▶ Directions for this task
Examine the records and identify each line that includes the string "TypeScript". Copy those lines.

▶ Data shown
▽
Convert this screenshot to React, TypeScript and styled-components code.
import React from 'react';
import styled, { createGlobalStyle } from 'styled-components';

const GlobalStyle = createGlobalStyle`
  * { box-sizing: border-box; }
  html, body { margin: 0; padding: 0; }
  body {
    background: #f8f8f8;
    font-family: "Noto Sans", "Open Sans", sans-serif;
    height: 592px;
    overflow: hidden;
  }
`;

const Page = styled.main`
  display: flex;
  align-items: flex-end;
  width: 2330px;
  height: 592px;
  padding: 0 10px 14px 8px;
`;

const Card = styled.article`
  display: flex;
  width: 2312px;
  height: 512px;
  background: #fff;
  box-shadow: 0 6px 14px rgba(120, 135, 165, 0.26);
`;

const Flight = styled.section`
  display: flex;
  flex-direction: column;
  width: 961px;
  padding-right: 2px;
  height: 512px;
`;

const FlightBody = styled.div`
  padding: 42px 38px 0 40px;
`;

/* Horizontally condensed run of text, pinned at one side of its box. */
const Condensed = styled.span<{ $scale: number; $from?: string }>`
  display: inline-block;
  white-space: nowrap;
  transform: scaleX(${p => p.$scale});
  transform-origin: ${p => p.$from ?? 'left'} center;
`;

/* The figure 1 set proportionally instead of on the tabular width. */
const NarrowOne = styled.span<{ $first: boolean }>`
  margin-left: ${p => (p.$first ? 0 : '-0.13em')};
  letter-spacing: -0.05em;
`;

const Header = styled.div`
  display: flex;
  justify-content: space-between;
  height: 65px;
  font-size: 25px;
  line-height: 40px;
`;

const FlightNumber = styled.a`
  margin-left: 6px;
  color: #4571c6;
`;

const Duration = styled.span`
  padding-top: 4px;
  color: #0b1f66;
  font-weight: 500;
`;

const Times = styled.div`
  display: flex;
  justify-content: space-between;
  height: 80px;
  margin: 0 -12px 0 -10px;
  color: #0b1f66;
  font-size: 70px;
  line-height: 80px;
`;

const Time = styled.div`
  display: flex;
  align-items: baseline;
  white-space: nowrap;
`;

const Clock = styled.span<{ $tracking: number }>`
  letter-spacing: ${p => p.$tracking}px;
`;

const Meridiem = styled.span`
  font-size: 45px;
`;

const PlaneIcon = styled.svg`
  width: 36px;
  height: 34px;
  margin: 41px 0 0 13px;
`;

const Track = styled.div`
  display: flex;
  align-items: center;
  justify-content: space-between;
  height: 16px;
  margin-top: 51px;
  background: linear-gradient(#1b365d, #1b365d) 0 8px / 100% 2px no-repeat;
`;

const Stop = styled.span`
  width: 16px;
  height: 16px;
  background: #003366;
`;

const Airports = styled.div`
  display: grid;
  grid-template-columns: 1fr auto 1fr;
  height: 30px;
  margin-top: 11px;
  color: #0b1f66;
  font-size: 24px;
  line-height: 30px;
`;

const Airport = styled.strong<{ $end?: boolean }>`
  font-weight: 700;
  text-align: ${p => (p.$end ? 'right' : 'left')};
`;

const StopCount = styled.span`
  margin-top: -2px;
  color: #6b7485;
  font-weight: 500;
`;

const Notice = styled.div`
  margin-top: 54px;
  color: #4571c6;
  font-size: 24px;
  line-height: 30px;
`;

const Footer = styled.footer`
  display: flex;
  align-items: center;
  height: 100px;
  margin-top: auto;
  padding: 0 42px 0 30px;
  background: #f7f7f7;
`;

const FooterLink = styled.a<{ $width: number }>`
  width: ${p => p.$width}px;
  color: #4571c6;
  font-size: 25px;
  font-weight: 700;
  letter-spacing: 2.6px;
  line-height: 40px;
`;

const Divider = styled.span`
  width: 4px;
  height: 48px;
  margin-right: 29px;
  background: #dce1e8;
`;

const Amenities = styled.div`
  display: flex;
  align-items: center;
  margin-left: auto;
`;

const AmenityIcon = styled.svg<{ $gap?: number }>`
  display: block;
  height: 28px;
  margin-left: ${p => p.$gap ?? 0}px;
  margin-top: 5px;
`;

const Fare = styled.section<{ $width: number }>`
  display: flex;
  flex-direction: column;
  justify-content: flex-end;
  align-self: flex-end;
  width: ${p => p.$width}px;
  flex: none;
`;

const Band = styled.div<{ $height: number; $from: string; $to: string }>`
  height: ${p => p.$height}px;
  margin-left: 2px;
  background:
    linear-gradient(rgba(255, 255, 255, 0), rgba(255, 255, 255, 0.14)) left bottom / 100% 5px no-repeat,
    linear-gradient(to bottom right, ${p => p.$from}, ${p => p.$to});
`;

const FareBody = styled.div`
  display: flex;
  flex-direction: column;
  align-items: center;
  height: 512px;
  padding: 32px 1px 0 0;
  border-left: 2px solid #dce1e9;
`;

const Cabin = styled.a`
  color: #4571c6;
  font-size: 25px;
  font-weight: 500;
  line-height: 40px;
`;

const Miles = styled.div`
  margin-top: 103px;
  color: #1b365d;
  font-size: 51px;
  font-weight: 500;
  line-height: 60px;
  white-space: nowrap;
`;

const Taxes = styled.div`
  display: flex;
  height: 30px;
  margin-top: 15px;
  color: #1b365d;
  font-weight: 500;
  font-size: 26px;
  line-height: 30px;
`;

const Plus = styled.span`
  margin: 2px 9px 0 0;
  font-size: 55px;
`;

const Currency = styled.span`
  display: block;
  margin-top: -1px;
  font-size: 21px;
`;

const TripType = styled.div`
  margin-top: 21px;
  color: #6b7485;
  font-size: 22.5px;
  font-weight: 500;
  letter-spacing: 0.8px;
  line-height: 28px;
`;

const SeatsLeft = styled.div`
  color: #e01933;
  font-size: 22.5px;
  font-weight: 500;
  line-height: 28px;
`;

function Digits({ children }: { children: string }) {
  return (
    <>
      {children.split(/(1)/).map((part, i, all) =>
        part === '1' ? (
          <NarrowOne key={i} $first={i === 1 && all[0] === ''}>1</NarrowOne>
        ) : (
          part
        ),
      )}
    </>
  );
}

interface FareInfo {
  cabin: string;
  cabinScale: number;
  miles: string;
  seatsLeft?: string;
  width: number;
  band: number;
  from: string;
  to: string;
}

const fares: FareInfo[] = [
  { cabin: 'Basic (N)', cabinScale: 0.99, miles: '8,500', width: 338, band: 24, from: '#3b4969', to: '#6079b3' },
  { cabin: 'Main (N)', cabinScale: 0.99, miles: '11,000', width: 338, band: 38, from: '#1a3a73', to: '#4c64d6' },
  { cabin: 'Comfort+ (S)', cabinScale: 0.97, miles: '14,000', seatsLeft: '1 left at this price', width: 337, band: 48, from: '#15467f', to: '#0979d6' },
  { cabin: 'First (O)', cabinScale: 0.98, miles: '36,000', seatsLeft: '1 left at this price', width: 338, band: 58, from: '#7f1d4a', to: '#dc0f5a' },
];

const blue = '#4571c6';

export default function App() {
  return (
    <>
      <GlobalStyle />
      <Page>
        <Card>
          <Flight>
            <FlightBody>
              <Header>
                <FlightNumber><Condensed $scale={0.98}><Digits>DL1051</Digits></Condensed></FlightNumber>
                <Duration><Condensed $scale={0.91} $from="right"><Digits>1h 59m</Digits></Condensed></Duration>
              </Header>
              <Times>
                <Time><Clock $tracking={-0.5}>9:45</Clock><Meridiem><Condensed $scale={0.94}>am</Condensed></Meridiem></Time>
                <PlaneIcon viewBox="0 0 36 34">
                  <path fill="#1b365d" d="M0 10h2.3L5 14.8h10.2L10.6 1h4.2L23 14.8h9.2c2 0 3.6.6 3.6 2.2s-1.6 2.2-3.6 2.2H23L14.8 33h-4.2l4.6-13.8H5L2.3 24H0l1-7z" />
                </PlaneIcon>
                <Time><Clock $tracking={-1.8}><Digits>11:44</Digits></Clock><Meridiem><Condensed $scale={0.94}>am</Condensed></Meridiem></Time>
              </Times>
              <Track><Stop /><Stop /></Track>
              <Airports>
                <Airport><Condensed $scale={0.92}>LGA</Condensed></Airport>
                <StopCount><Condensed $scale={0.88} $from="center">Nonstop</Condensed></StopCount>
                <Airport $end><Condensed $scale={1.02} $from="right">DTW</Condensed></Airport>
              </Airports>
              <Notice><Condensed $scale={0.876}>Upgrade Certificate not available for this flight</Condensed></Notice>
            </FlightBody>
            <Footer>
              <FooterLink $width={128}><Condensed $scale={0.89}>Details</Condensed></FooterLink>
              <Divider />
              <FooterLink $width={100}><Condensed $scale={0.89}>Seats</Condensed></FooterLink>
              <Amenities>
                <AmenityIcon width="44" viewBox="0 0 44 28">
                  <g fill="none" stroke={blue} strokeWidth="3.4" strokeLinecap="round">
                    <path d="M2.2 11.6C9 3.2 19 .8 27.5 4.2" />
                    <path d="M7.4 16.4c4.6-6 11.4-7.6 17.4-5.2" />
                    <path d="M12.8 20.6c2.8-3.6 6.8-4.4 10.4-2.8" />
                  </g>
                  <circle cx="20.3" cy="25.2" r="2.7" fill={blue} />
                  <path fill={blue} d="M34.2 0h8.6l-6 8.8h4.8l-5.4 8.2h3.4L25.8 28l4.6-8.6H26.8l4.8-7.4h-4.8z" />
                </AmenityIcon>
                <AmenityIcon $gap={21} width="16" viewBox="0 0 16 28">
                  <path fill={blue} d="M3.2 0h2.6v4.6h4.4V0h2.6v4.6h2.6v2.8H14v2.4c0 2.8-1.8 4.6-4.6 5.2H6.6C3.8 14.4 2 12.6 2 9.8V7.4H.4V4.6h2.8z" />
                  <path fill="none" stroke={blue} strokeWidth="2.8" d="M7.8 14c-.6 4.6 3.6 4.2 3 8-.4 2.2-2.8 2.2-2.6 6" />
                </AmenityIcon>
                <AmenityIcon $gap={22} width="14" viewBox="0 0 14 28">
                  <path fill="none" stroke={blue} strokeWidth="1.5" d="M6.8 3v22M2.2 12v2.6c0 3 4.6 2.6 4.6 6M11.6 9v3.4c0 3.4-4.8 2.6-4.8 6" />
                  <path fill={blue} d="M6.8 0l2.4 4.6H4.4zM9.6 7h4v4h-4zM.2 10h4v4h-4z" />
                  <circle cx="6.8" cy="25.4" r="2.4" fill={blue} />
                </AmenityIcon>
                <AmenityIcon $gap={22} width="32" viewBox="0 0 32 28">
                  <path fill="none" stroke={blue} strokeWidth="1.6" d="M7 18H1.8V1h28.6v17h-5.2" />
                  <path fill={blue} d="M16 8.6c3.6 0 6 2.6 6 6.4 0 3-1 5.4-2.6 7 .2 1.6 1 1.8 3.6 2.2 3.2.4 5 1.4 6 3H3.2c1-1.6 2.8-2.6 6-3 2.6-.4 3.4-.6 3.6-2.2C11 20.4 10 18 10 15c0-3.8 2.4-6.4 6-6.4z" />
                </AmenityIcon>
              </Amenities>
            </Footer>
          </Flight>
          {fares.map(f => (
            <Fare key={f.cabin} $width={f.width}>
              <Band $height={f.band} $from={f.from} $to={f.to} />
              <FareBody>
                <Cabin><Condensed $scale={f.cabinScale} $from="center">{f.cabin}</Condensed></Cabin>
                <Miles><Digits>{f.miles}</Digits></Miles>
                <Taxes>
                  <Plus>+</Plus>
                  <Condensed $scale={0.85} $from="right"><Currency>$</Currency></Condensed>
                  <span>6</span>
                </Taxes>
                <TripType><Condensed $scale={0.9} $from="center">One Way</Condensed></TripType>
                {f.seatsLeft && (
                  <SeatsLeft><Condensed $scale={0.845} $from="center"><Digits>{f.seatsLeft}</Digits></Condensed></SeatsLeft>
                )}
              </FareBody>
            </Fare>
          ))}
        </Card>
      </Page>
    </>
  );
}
△
▽
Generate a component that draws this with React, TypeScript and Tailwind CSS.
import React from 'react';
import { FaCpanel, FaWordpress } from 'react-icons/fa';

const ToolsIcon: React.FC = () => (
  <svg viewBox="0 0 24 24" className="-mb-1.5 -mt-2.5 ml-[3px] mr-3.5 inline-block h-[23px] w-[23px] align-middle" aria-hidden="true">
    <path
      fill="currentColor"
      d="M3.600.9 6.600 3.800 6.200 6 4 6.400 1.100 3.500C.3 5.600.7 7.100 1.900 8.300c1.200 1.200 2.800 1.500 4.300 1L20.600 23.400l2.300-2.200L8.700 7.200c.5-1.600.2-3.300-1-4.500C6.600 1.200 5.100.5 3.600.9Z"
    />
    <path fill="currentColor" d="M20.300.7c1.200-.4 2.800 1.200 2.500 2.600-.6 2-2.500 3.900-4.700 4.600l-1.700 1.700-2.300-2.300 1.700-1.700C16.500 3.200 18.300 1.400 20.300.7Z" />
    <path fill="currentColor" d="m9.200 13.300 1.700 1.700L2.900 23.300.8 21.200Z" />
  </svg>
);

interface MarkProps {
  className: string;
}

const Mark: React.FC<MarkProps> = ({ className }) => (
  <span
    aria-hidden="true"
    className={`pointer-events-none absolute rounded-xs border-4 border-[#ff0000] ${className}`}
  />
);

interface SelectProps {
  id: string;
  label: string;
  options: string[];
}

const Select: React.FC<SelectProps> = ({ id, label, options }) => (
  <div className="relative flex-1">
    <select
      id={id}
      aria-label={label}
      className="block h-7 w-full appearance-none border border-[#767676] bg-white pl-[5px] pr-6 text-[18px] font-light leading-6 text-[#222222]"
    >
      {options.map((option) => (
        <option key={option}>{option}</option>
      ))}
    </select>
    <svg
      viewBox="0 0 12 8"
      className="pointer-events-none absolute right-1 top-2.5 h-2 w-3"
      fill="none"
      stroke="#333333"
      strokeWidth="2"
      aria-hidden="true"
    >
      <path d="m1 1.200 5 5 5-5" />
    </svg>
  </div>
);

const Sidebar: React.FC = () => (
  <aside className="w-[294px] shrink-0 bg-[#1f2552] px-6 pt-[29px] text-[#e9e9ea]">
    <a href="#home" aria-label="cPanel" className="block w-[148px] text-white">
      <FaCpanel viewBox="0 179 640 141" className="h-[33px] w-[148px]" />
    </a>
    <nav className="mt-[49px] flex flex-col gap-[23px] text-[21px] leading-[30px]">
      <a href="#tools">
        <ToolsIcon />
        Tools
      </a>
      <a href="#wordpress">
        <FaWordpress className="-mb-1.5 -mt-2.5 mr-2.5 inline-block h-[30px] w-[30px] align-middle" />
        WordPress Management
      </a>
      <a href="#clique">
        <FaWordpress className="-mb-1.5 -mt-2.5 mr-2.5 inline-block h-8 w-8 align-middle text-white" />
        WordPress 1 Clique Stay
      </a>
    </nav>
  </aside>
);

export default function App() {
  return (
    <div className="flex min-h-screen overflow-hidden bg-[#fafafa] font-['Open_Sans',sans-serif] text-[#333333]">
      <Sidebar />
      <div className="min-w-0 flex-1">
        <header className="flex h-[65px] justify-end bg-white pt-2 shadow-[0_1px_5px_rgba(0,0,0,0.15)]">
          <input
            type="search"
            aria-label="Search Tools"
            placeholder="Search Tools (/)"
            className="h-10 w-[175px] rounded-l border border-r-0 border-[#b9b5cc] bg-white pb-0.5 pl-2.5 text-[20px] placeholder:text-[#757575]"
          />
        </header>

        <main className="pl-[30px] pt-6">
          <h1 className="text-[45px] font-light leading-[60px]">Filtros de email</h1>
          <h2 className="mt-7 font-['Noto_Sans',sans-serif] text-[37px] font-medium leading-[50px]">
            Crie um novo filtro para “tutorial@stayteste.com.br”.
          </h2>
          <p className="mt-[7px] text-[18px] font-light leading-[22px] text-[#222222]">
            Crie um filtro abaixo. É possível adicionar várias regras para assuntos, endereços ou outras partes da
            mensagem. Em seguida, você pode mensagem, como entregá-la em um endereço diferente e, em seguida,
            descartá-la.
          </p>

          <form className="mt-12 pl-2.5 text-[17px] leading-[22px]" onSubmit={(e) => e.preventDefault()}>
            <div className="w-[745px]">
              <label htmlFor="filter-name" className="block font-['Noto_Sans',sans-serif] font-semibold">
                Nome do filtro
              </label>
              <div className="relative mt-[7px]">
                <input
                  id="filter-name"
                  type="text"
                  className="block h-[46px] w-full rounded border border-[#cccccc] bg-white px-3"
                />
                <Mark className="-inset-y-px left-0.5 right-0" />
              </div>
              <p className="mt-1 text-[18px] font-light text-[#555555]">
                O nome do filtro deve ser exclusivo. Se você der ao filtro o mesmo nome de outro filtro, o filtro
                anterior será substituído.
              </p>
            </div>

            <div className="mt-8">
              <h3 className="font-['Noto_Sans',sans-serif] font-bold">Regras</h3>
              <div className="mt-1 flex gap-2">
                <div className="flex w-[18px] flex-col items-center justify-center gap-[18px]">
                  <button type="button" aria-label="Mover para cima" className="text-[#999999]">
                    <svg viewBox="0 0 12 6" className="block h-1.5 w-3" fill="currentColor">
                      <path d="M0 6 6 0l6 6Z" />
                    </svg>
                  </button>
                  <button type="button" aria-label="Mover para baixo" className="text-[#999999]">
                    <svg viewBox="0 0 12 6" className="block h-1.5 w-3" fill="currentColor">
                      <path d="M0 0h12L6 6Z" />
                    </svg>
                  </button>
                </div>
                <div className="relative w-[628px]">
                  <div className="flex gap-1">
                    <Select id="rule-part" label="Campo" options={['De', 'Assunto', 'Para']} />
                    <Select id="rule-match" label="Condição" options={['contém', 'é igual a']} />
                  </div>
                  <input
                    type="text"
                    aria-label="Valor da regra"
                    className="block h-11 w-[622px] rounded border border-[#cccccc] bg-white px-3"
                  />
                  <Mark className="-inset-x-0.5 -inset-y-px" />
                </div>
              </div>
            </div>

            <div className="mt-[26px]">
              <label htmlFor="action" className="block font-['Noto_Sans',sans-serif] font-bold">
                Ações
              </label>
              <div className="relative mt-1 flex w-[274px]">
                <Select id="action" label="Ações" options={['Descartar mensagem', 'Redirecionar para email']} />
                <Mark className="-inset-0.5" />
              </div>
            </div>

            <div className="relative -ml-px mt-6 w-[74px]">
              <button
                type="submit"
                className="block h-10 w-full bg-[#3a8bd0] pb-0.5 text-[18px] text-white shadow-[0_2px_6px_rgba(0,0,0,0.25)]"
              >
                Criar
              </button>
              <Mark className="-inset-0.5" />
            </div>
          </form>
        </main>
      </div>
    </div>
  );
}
△
▶ Problem solution
Convert this screenshot to React, TypeScript and styled-components code.
Generate a component that draws this with React, TypeScript and Tailwind CSS.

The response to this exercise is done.